Vue aérienne sur la Maison des Officiers de Vinnytsia, touchée jeudi par une frappe russe

Moscou assure faire des progrès dans le Donbass

L’Ukraine et ses alliés occidentaux restent par ailleurs sous le choc des frappes de missiles de croisière qui ont dévasté jeudi le centre de Vinnytsia, à des centaines de kilomètres à l’ouest du front.

Le bilan de cette attaque a été relevé samedi à 24 morts. « Malheureusement, une femme est morte à l’hôpital aujourd’hui, elle était brûlée à 85 % », a annoncé le gouverneur de la région de Vinnytsia, Serguiï Borzov, précisant que 68 personnes continuaient de recevoir des soins, dont quatre enfants.

Face aux condamnations internationales, le ministère russe de la Défense a affirmé avoir visé à Vinnytsia une réunion du « commandement des forces aériennes ukrainiennes avec des représentants de fournisseurs étrangers d’armements ».

Un haut responsable américain de la Défense a cependant dit, sous couvert d’anonymat, n’avoir « pas d’indication sur la présence d’une cible militaire à proximité ».

La Russie n’a jamais reconnu de bavure ou de crime de ses forces armées en Ukraine et assure systématiquement ne frapper que des cibles militaires.
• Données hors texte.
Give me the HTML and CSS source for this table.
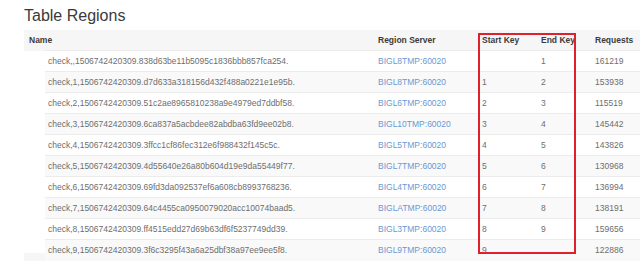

Dans le Donbass, les forces séparatistes et l’armée russe ont affirmé continuer à progresser et être en train de prendre le contrôle complet de la ville de Siversk, attaquée après la prise de Lyssytchansk, plus à l’est, au début du mois.

Le ministère russe de la Défense a affirmé samedi que le ministre, Sergueï Choïgou, s’était rendu auprès des soldats impliqués dans l’offensive en Ukraine, sans préciser la date de cette visite, la deuxième après une première en juin, ni si elle avait eu lieu en Ukraine ou en Russie.
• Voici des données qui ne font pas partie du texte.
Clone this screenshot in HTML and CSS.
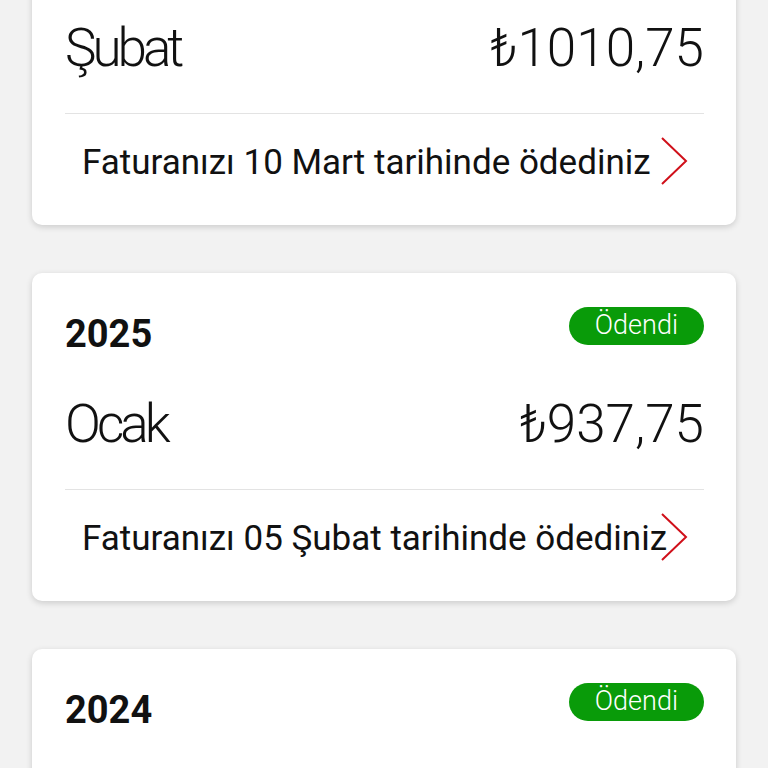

Il a « donné les instructions nécessaires pour accroître encore » la pression militaire, a ajouté le ministère.

Alors que les répercussions de cette guerre suscitent de vives inquiétudes quant à la sécurité alimentaire d’une partie de la planète, le président américain Joe Biden a annoncé samedi une aide d’un milliard de dollars pour le Moyen-Orient et l’Afrique du Nord.